Leah, yes, I so agree, and why can't they see it?

And oh,yeah,Meg - I never even got into the price thing! That's another thing that frustrates me.

PG Forte said...

I've almost given up on bookstores for fiction. The books released by epubs are just far more interesting, IMO.

The big, traditional publishers are playing it safe and safe is boring. Epubs take more chances which means right now they're the ones getting all my money.

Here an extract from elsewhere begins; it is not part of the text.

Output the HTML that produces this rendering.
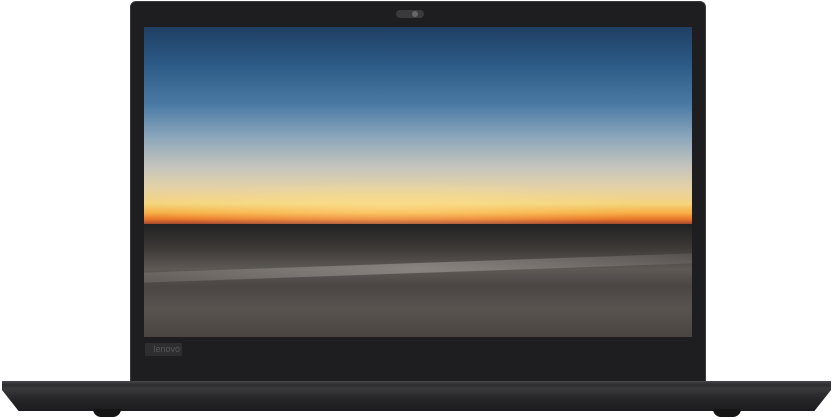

The only things I look for in brick and mortar bookstores these days is coffee, calendars and more cool accessories for my nook!

kelly said...

That's true PG - with the big publishers I tend to buy my tried and true favourite authors. Sometimes those are authors who published first digitally and are already known to me. But there's so much to choose from with digital publishers.

Erin Nicholas said...

I'm with you all. I haven't bought a book in a brick-and-motar store in forever. For one e-books are more interesting as PG said (I'm not biased at all) and SO much easier to get! Well, here anyway. Kelly, that would be driving me crazy!! But yeah, Meg, the price is an issue. I'm NOT paying the same for an e-format as print. I'm just not.

Print publishers aren't stupid-- they just aren't good with change, apparently! :) They'll catch up. I'm pretty sure. Kind-of. Mostly.